# Problem:
Spot each line that carries the word "components"; copy those lines.

# Data:
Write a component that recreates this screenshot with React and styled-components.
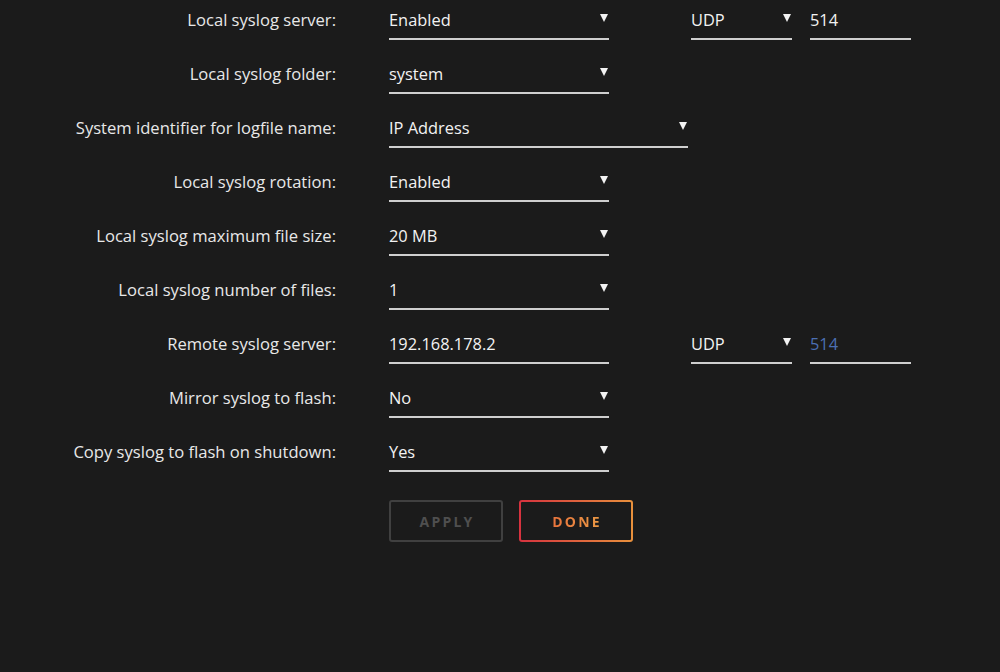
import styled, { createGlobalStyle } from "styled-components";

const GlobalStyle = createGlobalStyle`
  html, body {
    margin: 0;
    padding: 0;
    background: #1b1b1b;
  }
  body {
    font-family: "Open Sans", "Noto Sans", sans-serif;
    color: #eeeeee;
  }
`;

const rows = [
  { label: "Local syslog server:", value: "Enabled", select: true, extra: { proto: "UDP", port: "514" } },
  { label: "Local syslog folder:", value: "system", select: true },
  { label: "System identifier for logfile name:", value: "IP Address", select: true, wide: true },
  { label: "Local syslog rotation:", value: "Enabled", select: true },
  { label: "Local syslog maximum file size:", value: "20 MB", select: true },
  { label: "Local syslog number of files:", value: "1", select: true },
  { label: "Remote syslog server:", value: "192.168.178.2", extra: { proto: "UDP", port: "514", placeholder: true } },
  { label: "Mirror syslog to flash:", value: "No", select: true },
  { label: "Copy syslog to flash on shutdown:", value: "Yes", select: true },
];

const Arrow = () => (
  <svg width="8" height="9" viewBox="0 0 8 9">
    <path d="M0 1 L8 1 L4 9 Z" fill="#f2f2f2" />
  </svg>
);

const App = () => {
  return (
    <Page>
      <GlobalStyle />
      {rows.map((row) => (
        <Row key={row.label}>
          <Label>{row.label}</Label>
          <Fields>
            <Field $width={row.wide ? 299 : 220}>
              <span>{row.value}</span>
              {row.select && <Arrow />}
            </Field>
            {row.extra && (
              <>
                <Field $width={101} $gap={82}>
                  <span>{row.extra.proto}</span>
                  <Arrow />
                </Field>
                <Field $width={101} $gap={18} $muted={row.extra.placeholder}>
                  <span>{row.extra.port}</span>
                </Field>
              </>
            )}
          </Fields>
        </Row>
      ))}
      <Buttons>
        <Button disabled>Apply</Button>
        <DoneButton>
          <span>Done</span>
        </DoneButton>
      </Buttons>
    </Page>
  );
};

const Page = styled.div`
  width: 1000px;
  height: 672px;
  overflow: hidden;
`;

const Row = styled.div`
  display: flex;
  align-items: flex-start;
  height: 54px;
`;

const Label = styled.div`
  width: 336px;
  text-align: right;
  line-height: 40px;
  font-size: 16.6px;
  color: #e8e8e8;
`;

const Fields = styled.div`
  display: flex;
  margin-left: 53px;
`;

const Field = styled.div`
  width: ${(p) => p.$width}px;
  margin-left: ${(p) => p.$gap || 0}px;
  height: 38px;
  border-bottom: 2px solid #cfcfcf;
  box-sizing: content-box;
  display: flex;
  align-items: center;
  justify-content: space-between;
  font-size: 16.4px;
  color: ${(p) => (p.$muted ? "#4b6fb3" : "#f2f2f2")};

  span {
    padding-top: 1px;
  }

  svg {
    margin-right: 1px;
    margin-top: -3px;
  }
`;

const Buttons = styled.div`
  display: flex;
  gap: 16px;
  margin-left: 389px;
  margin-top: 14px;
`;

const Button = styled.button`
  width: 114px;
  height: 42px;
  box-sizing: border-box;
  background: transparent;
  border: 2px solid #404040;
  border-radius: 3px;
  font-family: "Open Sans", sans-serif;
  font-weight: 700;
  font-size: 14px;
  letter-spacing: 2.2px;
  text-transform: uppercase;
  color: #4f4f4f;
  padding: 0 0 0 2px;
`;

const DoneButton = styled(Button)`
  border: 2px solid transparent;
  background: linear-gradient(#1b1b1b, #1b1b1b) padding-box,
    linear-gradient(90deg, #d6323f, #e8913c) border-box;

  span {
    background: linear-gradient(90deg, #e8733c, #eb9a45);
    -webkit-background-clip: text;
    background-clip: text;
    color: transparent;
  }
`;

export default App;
--
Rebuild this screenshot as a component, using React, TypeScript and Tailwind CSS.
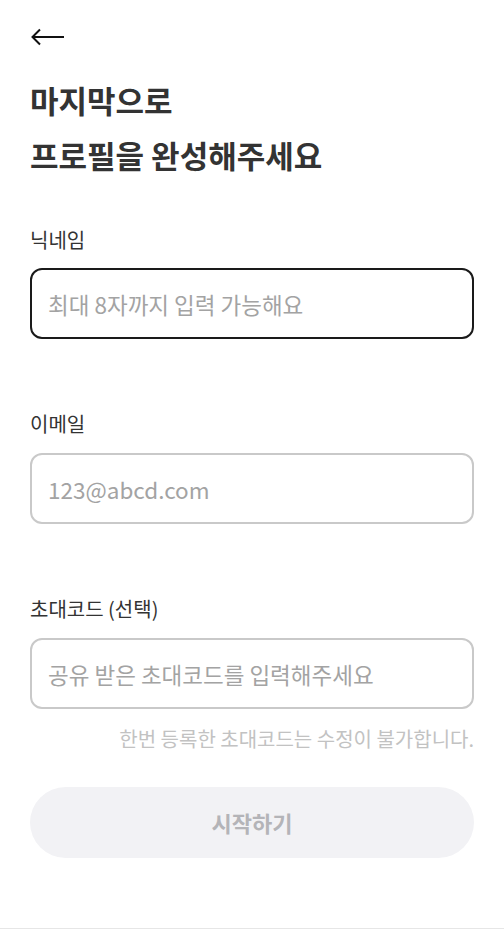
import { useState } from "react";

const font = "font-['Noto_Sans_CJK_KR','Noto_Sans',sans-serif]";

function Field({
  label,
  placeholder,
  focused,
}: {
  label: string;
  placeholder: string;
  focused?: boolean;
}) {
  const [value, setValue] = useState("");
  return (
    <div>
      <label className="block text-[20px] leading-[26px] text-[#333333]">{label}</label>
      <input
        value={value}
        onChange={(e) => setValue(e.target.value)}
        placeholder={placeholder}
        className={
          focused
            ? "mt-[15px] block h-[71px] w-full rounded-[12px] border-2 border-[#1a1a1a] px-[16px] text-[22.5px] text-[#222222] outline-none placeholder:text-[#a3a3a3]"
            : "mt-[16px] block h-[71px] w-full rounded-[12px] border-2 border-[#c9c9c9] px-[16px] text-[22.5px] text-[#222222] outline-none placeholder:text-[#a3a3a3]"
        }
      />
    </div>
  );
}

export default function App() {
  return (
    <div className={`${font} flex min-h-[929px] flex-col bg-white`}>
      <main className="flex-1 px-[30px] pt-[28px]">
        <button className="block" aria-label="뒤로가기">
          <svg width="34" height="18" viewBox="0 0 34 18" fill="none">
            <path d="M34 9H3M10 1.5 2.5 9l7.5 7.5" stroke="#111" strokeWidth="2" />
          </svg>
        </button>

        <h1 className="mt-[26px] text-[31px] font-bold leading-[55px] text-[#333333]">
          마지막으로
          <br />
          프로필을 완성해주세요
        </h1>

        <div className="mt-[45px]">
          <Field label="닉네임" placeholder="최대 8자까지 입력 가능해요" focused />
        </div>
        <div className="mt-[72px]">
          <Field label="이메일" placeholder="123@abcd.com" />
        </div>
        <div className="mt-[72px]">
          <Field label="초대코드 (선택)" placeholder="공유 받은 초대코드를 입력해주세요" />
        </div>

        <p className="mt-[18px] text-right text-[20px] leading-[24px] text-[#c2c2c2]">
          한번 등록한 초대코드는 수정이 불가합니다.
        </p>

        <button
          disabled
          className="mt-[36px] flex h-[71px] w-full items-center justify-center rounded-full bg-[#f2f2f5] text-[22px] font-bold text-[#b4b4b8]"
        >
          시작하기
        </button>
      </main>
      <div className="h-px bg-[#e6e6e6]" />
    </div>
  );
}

# Exercise output:
Write a component that recreates this screenshot with React and styled-components.
import styled, { createGlobalStyle } from "styled-components";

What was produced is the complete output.